How much time does it require for body to get free velocity and quit the system as a function of given initial conditions?

The symplectic approach can create virtual "real" solution to which you are moving with some series or another expansion technique. Then, you can extract series over series and turn problem into symbolic chaos. There is field of current research too.

App1. What is this so called "choreography"?

1. They find the $F([0,T])$ solution. It is well-known approach tested for many equations. T is very limited parameter. What if there is enumerable amount of orbits. This findings are fun, but are they useful? Symmetries does not help when you want free body solution.
2. When they are cheating with $1/r$ part of potential - it is very bad, because if they are forced to do this, they do all the thing wrong from the beginning. Quantization of time Runge-Kutta and other similar "Taylor fixed order" methods are wrong in their inside at approaching the initial $[0,\infty]$ problem. But they are working in iterative error-correction mode for $[0,\tau]$. So basically this guys are doing $[0,\tau]$, when they are lucky they stuck into the $[0,T]$ solution for small $T$, and call it "correct". But basically it is work of level of homework for some numerical university course about Taylor ODE methods.
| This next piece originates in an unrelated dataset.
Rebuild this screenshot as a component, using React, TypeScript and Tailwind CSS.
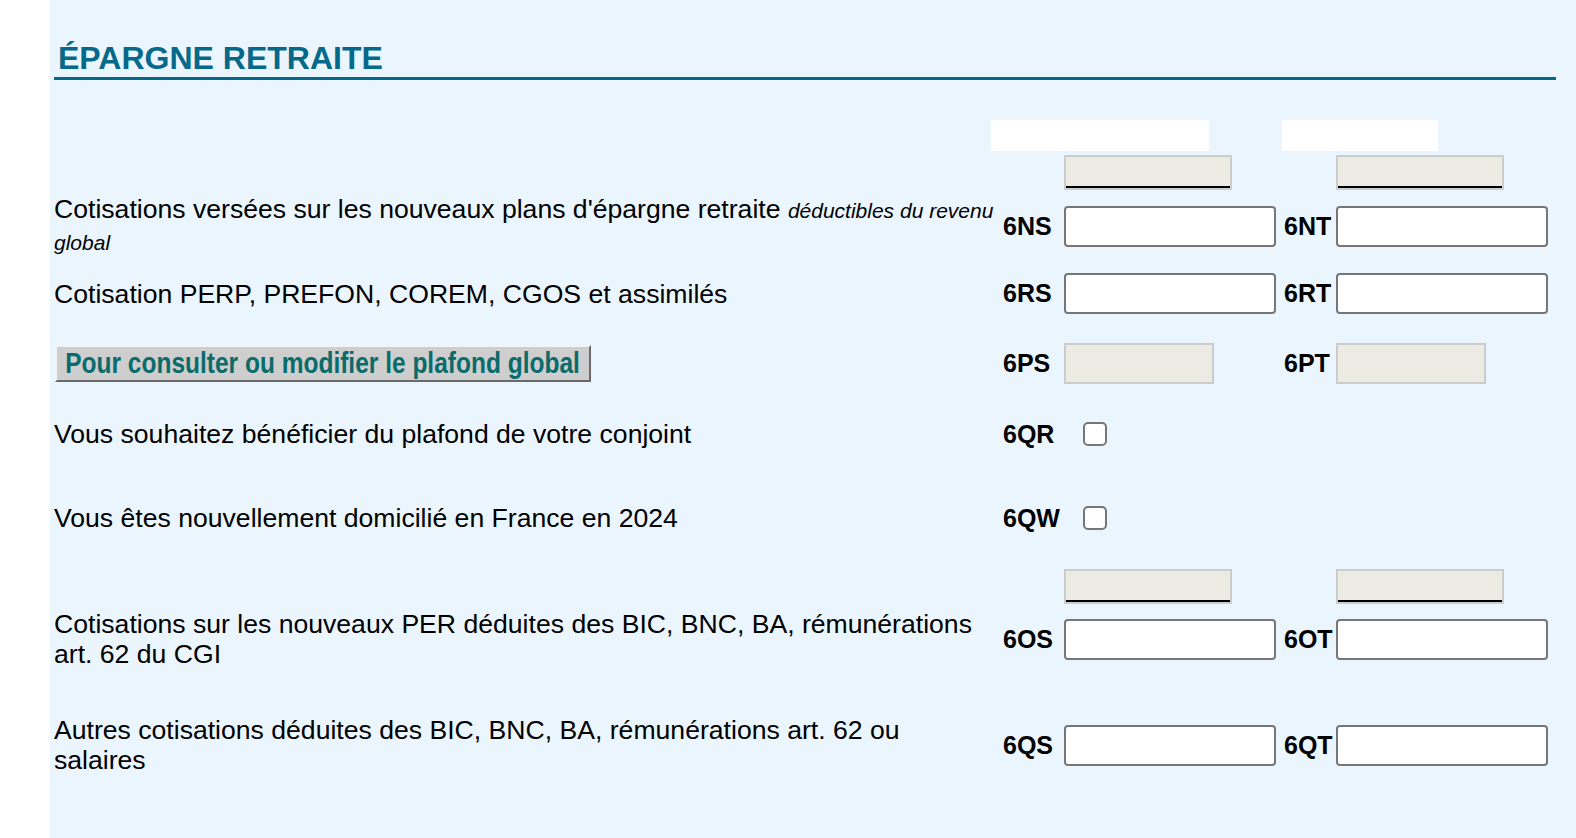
import React from 'react';

const FONT = { fontFamily: '"Liberation Sans", Arial, sans-serif' };

const TextInput: React.FC = () => (
  <input
    type="text"
    className="shrink-0 w-[212px] h-[41px] bg-white border-2 border-[#767676] rounded-[4px] outline-none"
  />
);

const ReadOnlyBox: React.FC = () => (
  <div className="shrink-0 w-[150px] h-[41px] bg-[#ebebe4] border-2 border-[#cccccc]" />
);

const GrayBar: React.FC = () => (
  <div className="shrink-0 w-[168px] h-[35px] bg-[#ebebe4] border-2 border-[#cccccc]">
    <div className="h-full border-b-2 border-black" />
  </div>
);

const Code: React.FC<{ children: React.ReactNode; w: string }> = ({ children, w }) => (
  <div className={`${w} shrink-0 text-[25px] font-bold text-black leading-none`}>{children}</div>
);

const Row: React.FC<{
  label: React.ReactNode;
  c1: string;
  c2?: string;
  right?: React.ReactNode;
  cls: string;
}> = ({ label, c1, c2, right, cls }) => (
  <div className={`flex items-center ${cls}`}>
    <div className="w-[949px] shrink-0 text-[26.6px] leading-[30px] text-black whitespace-nowrap">{label}</div>
    <Code w="w-[61px]">{c1}</Code>
    {right ?? (
      <>
        <TextInput />
        <div className="w-[8px] shrink-0" />
        <Code w="w-[52px]">{c2}</Code>
        <TextInput />
      </>
    )}
  </div>
);

const GrayBarsRow: React.FC<{ cls: string }> = ({ cls }) => (
  <div className={`flex ${cls}`}>
    <div className="w-[1010px] shrink-0" />
    <GrayBar />
    <div className="w-[104px] shrink-0" />
    <GrayBar />
  </div>
);

const Checkbox: React.FC = () => (
  <div className="shrink-0 ml-[19px] w-[24px] h-[24px] bg-white border-2 border-[#767676] rounded-[5px]" />
);

export default function App() {
  return (
    <div className="flex h-screen overflow-hidden bg-white" style={FONT}>
      <div className="w-[50px] shrink-0 bg-white" />
      <div className="flex-1 bg-[#ebf5fe] pl-[4px] pr-[20px] pt-[40px]">
        <div className="border-b-[3px] border-[#05698a] pb-px">
          <h1 className="pl-[4px] text-[32px] leading-[36px] font-bold text-[#05698a]">ÉPARGNE RETRAITE</h1>
        </div>

        <div className="flex mt-[40px]">
          <div className="w-[937px] shrink-0" />
          <div className="w-[218px] h-[31px] shrink-0 bg-white" />
          <div className="w-[73px] shrink-0" />
          <div className="w-[156px] h-[31px] shrink-0 bg-white" />
        </div>

        <GrayBarsRow cls="mt-[4px]" />

        <Row
          cls="mt-[4px]"
          c1="6NS"
          c2="6NT"
          label={
            <div className="leading-[31px]">
              Cotisations versées sur les nouveaux plans d'épargne retraite{' '}
              <i className="text-[21px]">déductibles du revenu</i>
              <br />
              <i className="text-[21px]">global</i>
            </div>
          }
        />

        <Row cls="mt-[15px]" c1="6RS" c2="6RT" label="Cotisation PERP, PREFON, COREM, CGOS et assimilés" />

        <div className="flex items-center mt-[28px] h-[42px]">
          <div className="w-[949px] shrink-0">
            <button
              type="button"
              className="w-[536px] h-[37px] ml-px bg-[#cecece] border-2 border-t-[#f4f4f4] border-l-[#f4f4f4] border-b-[#6a6a6a] border-r-[#6a6a6a] flex items-center justify-center overflow-hidden"
            >
              <span className="inline-block scale-x-[0.845] whitespace-nowrap text-[29px] leading-none font-bold text-[#0a6b6b]">
                Pour consulter ou modifier le plafond global
              </span>
            </button>
          </div>
          <Code w="w-[61px]">6PS</Code>
          <ReadOnlyBox />
          <div className="w-[70px] shrink-0" />
          <Code w="w-[52px]">6PT</Code>
          <ReadOnlyBox />
        </div>

        <Row
          cls="mt-[29px] h-[42px]"
          c1="6QR"
          label="Vous souhaitez bénéficier du plafond de votre conjoint"
          right={<Checkbox />}
        />

        <Row
          cls="mt-[42px] h-[42px]"
          c1="6QW"
          label="Vous êtes nouvellement domicilié en France en 2024"
          right={<Checkbox />}
        />

        <GrayBarsRow cls="mt-[30px]" />

        <Row
          cls="mt-[5px]"
          c1="6OS"
          c2="6OT"
          label={
            <>
              Cotisations sur les nouveaux PER déduites des BIC, BNC, BA, rémunérations
              <br />
              art. 62 du CGI
            </>
          }
        />

        <Row
          cls="mt-[46px]"
          c1="6QS"
          c2="6QT"
          label={
            <>
              Autres cotisations déduites des BIC, BNC, BA, rémunérations art. 62 ou
              <br />
              salaires
            </>
          }
        />
      </div>
    </div>
  );
}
They have solution of numerical problem, but no proof that this numerical scheme is absolutely integrable into real orbit. For integration into orbit, one must describe mechanism with which adding more computation, allows to have $$\Delta(\text{solution at any time})<\epsilon$$ for any given $\epsilon$ and any given time. Every existing technique with quantized time integration leads to $$\Delta(\text{solution})\sim \exp (t). $$

So it could not be absolutely integrable, you are not free at choosing $\epsilon$.